Residency

Born out of a year-long ethnographic study on food systems and nature-based living, Unheard, Unseen was a slow, intentional rural residency in collaboration with Freebirds.co. Designed as an immersive learning program, it invited professionals, creatives, and curious minds to leave behind the rhythm of urban life and step into a deeper dialogue with rural communities.

Rather than observe from the outside, participants lived alongside, listened, cooked, walked, and learned within.
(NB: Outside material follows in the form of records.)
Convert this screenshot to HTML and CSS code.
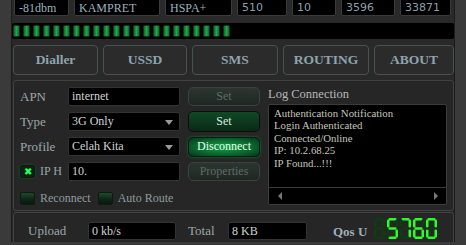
FILE: index.html
```html
<!DOCTYPE html>
<html lang="en">
<head>
  <title>Modem Dashboard</title>
  <link rel="stylesheet" href="styles.css">
</head>
<body>
  <div class="app">
    <div class="info">
      <div class="info-box w1">-81dbm</div>
      <div class="info-box w2">KAMPRET</div>
      <div class="info-box w3">HSPA+</div>
      <div class="info-box num w4">510</div>
      <div class="info-box num w5">10</div>
      <div class="info-box num w6">3596</div>
      <div class="info-box num w7">33871</div>
    </div>

    <div class="signal" id="signal"></div>

    <div class="tabs">
      <button class="tab t1">Dialler</button>
      <button class="tab t2">USSD</button>
      <button class="tab t3">SMS</button>
      <button class="tab t4">ROUTING</button>
      <button class="tab t5">ABOUT</button>
    </div>

    <div class="panel main">
      <div class="left">
        <div class="row">
          <span class="label">APN</span>
          <div class="field">internet</div>
          <button class="btn off">Set</button>
        </div>
        <div class="row">
          <span class="label">Type</span>
          <div class="field select">3G Only<i class="arrow"></i></div>
          <button class="btn on">Set</button>
        </div>
        <div class="row">
          <span class="label">Profile</span>
          <div class="field select">Celah Kita<i class="arrow"></i></div>
          <button class="btn glow">Disconnect</button>
        </div>
        <div class="row">
          <span class="label check-label"><span class="check checked">&#x2716;</span>IP H</span>
          <div class="field">10.</div>
          <button class="btn off">Properties</button>
        </div>
        <div class="checks">
          <span class="check"></span><span class="check-text">Reconnect</span>
          <span class="check"></span><span class="check-text">Auto Route</span>
        </div>
      </div>
      <div class="log">
        <div class="log-title">Log Connection</div>
        <div class="log-box">
          <div class="log-lines">
            <div class="log-line">Authentication Notification</div>
            <div class="log-line">Login Authenticated</div>
            <div class="log-line">Connected/Online</div>
            <div class="log-line">IP: 10.2.68.25</div>
            <div class="log-line">IP Found...!!!</div>
          </div>
          <div class="scroll">
            <i class="sa left-a"></i>
            <i class="sa right-a"></i>
          </div>
        </div>
      </div>
    </div>

    <div class="panel stats">
      <span class="slabel up">Upload</span>
      <div class="field sfield f1">0 kb/s</div>
      <span class="slabel tot">Total</span>
      <div class="field sfield f2">8 KB</div>
      <span class="qos">Qos U</span>
      <svg class="seg" id="seg" width="64" height="21" viewBox="0 0 64 21"></svg>
    </div>
  </div>

<script>
  var signal = document.getElementById('signal');
  var html = '';
  for (var i = 0; i < 22; i++) {
    html += '<span class="bar"></span>';
  }
  signal.innerHTML = html;

  // seven segment readout
  var segs = {
    a: [1.5, 0, 8, 2.5], b: [8.5, 1.5, 2.5, 8], c: [8.5, 11.5, 2.5, 8],
    d: [1.5, 18.5, 8, 2.5], e: [0, 11.5, 2.5, 8], f: [0, 1.5, 2.5, 8],
    g: [1.5, 9.25, 8, 2.5]
  };
  var digits = ['', 'afgcd', 'abc', 'afgedc', 'abcdef'];
  var svg = '';
  digits.forEach(function (d, n) {
    var x0 = n * 13 + 1;
    Object.keys(segs).forEach(function (k) {
      var s = segs[k];
      var lit = d.indexOf(k) > -1;
      svg += '<rect x="' + (x0 + s[0]) + '" y="' + s[1] + '" width="' + s[2] + '" height="' + s[3] + '" rx="1" fill="' + (lit ? '#27ff27' : '#0d3d10') + '"/>';
    });
  });
  document.getElementById('seg').innerHTML = svg;
</script>
</body>
</html>
```

FILE: styles.css
```css
body {
  margin: 0;
  background: #3a3a3a;
  font-family: "Liberation Serif", "DejaVu Serif", serif;
  overflow: hidden;
}

.app {
  margin-left: 11px;
  width: 444px;
  height: 245px;
  background: #292929;
  border-left: 1px solid #1c1c1c;
  border-right: 1px solid #1c1c1c;
  box-sizing: border-box;
}

.info {
  display: flex;
  gap: 5px;
  margin-top: -3px;
  padding-left: 2px;
}

.info-box {
  height: 19px;
  background: #000;
  border: 1px solid #3a3a3a;
  border-radius: 2px;
  box-sizing: border-box;
  color: #9cb2bf;
  font-size: 12px;
  line-height: 20px;
  padding-left: 4px;
}

.info-box.num {
  font-family: "DejaVu Sans", "Liberation Sans", sans-serif;
  font-size: 11px;
  color: #8c9faa;
}

.w1 { width: 55px; }
.w2 { width: 86px; }
.w3 { width: 67px; }
.w4 { width: 50px; }
.w5 { width: 44px; }
.w6 { width: 54px; }
.w7 { width: 51px; }

.signal {
  display: flex;
  align-items: center;
  gap: 3px;
  margin-top: 7px;
  width: 442px;
  height: 16px;
  background: #000;
  border-radius: 2px;
  padding-left: 1px;
  box-sizing: border-box;
}

.bar {
  width: 7px;
  height: 12px;
  box-sizing: border-box;
  border: 1px solid #0b3315;
  border-radius: 1px;
  background: linear-gradient(to right, #0e6a28, #22a648 50%, #0e6a28);
}

.tabs {
  display: flex;
  gap: 5px;
  margin-top: 6px;
  padding-left: 1px;
}

.tab {
  height: 30px;
  background: #2b2b2b;
  border: 1px solid #47524e;
  border-radius: 4px;
  color: #8ea4ae;
  font-family: "Liberation Serif", "DejaVu Serif", serif;
  font-weight: bold;
  font-size: 13.5px;
  padding: 0;
}

.t1 { width: 85px; }
.t2 { width: 84px; }
.t3 { width: 86px; }
.t4 { width: 86px; }
.t5 { width: 80px; }

.panel {
  margin-left: 1px;
  width: 441px;
  background: #262626;
  border: 1px solid #414141;
  border-radius: 3px;
  box-sizing: border-box;
}

.main {
  display: flex;
  gap: 8px;
  margin-top: 5px;
  padding: 6px 6px 5px 6px;
}

.left {
  width: 240px;
}

.row {
  display: flex;
  align-items: center;
  height: 19px;
  margin-bottom: 6px;
}

.label {
  width: 48px;
  color: #9aa6aa;
  font-size: 13px;
}

.check-label {
  display: flex;
  align-items: center;
  font-size: 12px;
}

.field {
  position: relative;
  width: 112px;
  height: 19px;
  background: #000;
  border: 1px solid #333;
  border-radius: 2px;
  box-sizing: border-box;
  color: #d2d2d2;
  font-size: 12px;
  line-height: 16px;
  padding-left: 3px;
}

.arrow {
  position: absolute;
  right: 6px;
  top: 7px;
  border-left: 4.5px solid transparent;
  border-right: 4.5px solid transparent;
  border-top: 5px solid #9a9a9a;
}

.btn {
  width: 72px;
  height: 19px;
  margin-left: 8px;
  border-radius: 5px;
  font-family: "Liberation Serif", "DejaVu Serif", serif;
  font-size: 12px;
  padding: 0;
  box-sizing: border-box;
}

.btn.off {
  background: linear-gradient(#2c3631, #1f2723);
  border: 1px solid #39423e;
  color: #5e6a64;
}

.btn.on {
  background: linear-gradient(#0f4a26, #0a2a16);
  border: 1px solid #0a0f0c;
  color: #d8e8de;
  height: 21px;
}

.btn.glow {
  background: radial-gradient(ellipse at center, #13a14b 0%, #0b6a30 55%, #06351a 100%);
  border: 1px solid #0a1a10;
  color: #e6ffe9;
  height: 20px;
  box-shadow: 0 0 3px #0d7a36;
}

.check {
  display: inline-block;
  width: 15px;
  height: 13px;
  box-sizing: border-box;
  border: 1px solid #0c1a10;
  border-radius: 2px;
  background: linear-gradient(#1f4a2c, #0d2416 60%, #0a1a10);
  margin-right: 5px;
  font-size: 10px;
  line-height: 11px;
  text-align: center;
  color: #2dff5a;
}

.check.checked {
  background: #0a2414;
  box-shadow: 0 0 2px #0f6a30;
}

.checks {
  display: flex;
  align-items: center;
  margin-top: 11px;
  height: 13px;
}

.check-text {
  color: #8f9c9e;
  font-size: 12px;
  margin-right: 7px;
}

.log {
  width: 179px;
}

.log-title {
  color: #b6b6b6;
  font-size: 12.5px;
  height: 17px;
  line-height: 14px;
}

.log-box {
  height: 101px;
  background: #000;
  border: 1px solid #3c3c3c;
  border-radius: 2px;
  box-sizing: border-box;
  display: flex;
  flex-direction: column;
}

.log-lines {
  flex: 1;
  padding: 2px 5px;
  color: #c6c6bc;
  font-size: 10.8px;
}

.log-line {
  height: 12.4px;
  line-height: 12.4px;
}

.scroll {
  height: 16px;
  border-top: 1px solid #3a3a3a;
  display: flex;
  align-items: center;
  justify-content: space-between;
  padding: 0 8px 0 9px;
}

.sa {
  border-top: 4px solid transparent;
  border-bottom: 4px solid transparent;
}

.left-a { border-right: 4px solid #777; }
.right-a { border-left: 4px solid #777; }

.stats {
  display: flex;
  align-items: flex-start;
  margin-top: 1px;
  height: 40px;
  padding: 9px 0 0 14px;
}

.slabel {
  color: #9aa6aa;
  font-size: 13px;
  line-height: 18px;
}

.up { width: 60px; }

.tot {
  margin-left: 12px;
  width: 40px;
}

.sfield {
  height: 18px;
}

.f1 { width: 88px; }
.f2 { width: 79px; }

.qos {
  margin-left: 26px;
  color: #9eb0b8;
  font-weight: bold;
  font-size: 13px;
  line-height: 20px;
  width: 40px;
}

.seg {
  margin-top: -4px;
}
```
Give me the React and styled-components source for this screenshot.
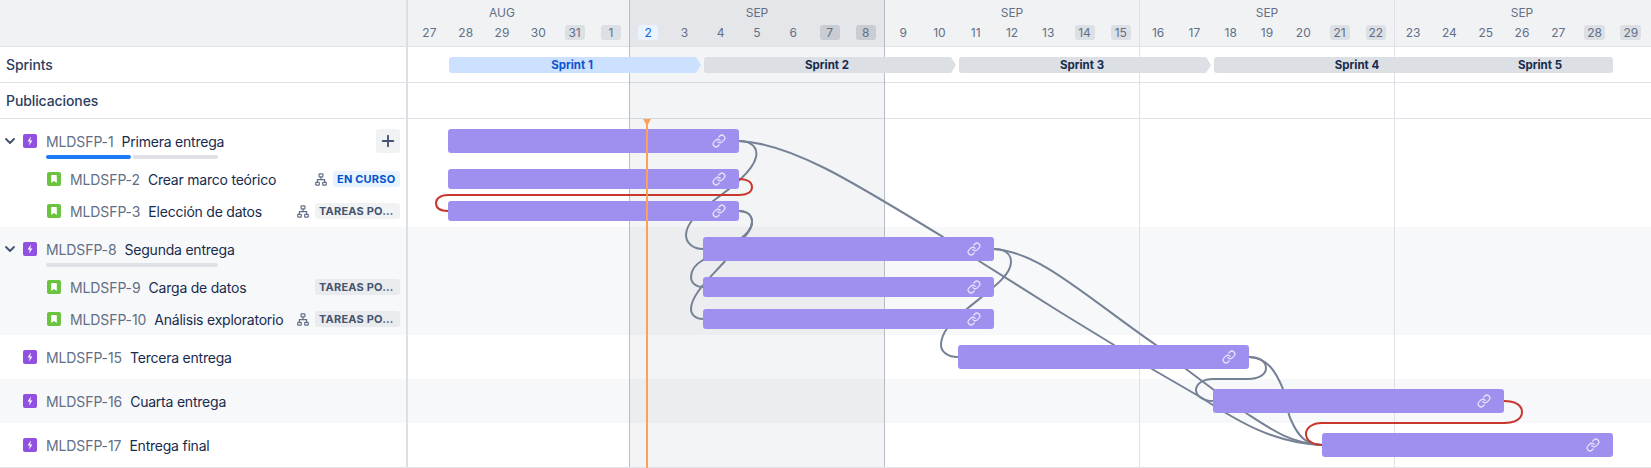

The aim was not to extract knowledge, but to relearn ways of being—through food practices, daily rhythms, collective labour, and the act of sustained attention.

Unheard, Unseen was rooted in a radical framework of experiential pedagogy:

  • We learn by speculating through lived reality, not theory
  • We stretch beyond certainty to engage with the unknown
  • We practice perceptiveness, emotional flexibility, and embodied observation

The environment—natural, seasonal, and spatial—wasn’t a backdrop but the curriculum itself. Time slowed. Senses sharpened. In this stillness, participants noticed the quiet details: a grandmother’s hand movements while cleaning rice, the rhythm of firewood catching flame, the invisible systems behind daily meals.

Through facilitated reflection circles, collective cooking, and dialogue, the program invited questions such as:

  • What counts as knowledge in a rural context?
  • Can humility and unlearning be part of a creative practice?
  • What are the unseen forces—social, ecological, emotional—that shape how we live and eat?

In a world obsessed with speed and output, Unheard, Unseen became a temporary pause. A place where love, empathy, and rigour weren’t afterthoughts—but the very foundation of learning. A space where creative enquiry wasn’t a task, but a way of living.

What happens when we stop looking for answers, and start noticing the questions life asks us every day?